Exercise material:
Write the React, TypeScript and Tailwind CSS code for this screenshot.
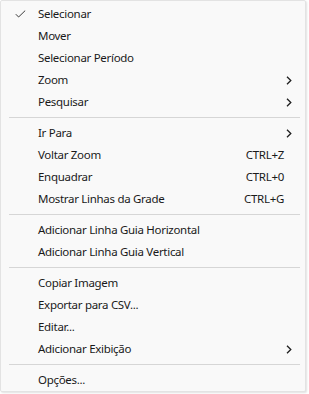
...
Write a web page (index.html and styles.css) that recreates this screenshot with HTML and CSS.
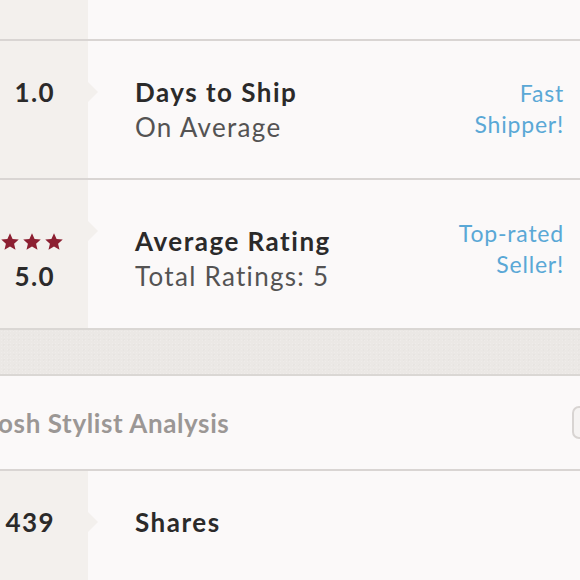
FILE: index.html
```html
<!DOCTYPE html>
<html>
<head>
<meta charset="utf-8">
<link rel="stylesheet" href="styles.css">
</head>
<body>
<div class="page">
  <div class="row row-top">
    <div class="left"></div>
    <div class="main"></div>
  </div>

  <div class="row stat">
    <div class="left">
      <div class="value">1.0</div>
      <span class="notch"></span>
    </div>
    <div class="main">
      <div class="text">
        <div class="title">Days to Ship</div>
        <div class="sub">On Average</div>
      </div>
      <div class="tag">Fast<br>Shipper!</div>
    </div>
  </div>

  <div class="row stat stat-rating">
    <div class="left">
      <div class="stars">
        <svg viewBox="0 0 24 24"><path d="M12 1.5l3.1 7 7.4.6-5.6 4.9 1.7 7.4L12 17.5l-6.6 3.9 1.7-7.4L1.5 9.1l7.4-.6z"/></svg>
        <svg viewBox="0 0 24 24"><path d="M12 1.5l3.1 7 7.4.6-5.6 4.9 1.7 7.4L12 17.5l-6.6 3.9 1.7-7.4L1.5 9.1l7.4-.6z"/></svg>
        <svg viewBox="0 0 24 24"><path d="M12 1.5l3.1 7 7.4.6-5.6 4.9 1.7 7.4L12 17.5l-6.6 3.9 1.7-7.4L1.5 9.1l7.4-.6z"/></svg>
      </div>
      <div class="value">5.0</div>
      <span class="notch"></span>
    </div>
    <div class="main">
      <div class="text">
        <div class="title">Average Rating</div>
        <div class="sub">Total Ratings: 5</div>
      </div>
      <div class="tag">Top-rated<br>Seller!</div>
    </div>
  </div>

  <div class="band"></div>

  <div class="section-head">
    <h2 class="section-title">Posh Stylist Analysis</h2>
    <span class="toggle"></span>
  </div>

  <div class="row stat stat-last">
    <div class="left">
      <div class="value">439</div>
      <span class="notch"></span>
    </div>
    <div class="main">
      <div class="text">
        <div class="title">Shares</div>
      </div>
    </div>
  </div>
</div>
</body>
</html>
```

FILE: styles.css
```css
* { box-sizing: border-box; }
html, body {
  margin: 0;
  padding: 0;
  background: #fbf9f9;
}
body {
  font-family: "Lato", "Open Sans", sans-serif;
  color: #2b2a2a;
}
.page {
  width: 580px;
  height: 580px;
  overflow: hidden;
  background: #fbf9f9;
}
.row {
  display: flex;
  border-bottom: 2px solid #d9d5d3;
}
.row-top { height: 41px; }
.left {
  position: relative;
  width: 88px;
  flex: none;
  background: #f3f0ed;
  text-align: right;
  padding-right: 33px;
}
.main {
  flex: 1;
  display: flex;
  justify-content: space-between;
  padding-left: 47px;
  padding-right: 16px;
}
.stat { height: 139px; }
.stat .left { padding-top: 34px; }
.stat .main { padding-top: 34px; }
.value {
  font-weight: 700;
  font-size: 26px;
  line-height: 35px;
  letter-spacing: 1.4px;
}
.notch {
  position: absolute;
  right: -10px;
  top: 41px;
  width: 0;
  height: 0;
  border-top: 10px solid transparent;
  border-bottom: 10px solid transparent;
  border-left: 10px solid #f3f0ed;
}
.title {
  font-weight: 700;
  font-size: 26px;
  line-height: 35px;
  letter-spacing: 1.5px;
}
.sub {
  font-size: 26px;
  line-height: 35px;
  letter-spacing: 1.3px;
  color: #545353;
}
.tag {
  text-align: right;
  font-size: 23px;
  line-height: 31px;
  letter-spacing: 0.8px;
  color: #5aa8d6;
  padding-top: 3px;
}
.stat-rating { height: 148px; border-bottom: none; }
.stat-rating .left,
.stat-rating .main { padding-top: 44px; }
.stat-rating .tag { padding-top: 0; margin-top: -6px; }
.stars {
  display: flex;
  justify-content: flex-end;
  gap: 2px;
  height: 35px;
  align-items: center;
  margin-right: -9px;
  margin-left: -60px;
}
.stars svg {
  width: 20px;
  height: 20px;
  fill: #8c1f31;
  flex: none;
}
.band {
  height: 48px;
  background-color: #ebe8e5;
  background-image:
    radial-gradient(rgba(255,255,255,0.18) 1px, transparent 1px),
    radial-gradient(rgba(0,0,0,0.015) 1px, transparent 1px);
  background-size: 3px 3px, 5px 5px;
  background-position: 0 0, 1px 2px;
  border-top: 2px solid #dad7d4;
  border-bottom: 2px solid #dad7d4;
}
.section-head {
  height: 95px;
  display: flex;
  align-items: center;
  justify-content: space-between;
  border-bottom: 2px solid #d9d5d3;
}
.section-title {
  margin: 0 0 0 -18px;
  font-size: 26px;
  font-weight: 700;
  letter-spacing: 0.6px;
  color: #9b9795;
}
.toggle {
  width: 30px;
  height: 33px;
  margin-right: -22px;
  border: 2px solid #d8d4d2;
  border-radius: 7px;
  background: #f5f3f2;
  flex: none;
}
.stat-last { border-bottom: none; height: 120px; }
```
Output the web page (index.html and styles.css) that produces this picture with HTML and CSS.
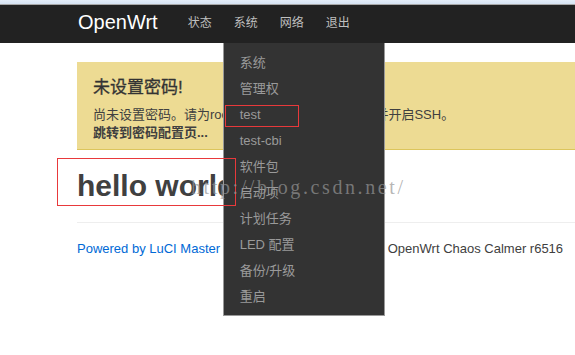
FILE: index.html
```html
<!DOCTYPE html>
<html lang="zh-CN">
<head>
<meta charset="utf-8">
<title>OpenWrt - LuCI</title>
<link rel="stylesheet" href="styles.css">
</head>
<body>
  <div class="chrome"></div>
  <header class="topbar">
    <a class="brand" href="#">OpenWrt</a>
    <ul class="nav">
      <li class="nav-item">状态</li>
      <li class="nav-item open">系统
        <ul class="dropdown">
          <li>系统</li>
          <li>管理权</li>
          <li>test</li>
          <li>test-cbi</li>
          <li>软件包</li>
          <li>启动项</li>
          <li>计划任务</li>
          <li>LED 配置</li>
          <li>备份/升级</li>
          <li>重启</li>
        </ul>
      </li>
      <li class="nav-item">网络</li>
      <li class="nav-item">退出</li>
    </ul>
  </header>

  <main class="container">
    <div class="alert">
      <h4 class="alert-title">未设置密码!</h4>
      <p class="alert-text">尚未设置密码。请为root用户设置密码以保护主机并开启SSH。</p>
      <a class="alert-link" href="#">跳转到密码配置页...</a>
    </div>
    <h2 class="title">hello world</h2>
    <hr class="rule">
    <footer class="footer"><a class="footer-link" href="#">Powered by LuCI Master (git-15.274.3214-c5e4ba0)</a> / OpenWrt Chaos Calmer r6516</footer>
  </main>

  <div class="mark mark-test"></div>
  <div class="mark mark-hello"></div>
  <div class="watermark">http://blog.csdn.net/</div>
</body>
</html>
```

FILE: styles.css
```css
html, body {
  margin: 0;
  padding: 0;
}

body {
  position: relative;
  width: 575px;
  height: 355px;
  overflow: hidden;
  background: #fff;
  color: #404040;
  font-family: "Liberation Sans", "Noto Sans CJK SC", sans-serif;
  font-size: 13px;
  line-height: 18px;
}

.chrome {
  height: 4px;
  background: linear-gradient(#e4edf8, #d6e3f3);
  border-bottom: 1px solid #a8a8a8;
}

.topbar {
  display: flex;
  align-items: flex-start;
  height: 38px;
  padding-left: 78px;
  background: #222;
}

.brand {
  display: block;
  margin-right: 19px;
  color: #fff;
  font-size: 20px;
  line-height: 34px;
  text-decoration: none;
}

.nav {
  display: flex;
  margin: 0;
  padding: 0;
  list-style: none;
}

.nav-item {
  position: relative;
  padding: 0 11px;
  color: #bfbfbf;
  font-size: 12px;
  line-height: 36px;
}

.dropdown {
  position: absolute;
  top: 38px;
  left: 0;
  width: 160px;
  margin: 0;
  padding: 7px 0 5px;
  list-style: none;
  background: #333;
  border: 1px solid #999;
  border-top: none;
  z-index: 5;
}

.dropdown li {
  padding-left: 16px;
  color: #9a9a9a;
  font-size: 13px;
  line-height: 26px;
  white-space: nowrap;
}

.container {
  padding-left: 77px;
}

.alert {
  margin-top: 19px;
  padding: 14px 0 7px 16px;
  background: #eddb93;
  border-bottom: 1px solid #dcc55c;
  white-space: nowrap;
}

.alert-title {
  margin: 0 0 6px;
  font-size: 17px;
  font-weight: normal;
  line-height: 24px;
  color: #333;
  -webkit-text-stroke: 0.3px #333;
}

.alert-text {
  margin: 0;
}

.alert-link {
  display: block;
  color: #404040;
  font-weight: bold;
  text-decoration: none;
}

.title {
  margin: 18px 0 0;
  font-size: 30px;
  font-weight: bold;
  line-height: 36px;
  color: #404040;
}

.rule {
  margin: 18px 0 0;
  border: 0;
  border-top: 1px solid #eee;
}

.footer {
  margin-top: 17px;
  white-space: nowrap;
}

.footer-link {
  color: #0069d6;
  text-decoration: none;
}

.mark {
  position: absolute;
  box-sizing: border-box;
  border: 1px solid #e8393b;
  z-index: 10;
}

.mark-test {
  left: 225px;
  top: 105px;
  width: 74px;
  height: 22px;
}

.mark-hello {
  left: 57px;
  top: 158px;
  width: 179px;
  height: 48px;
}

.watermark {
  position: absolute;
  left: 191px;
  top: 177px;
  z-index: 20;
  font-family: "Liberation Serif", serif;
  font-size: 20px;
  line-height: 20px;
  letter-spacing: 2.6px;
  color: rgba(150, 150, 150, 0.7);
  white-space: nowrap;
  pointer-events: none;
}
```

Short exercise: Look through the records and gather every line containing "screenshot".

Answer below:
Write the React, TypeScript and Tailwind CSS code for this screenshot.
Write a web page (index.html and styles.css) that recreates this screenshot with HTML and CSS.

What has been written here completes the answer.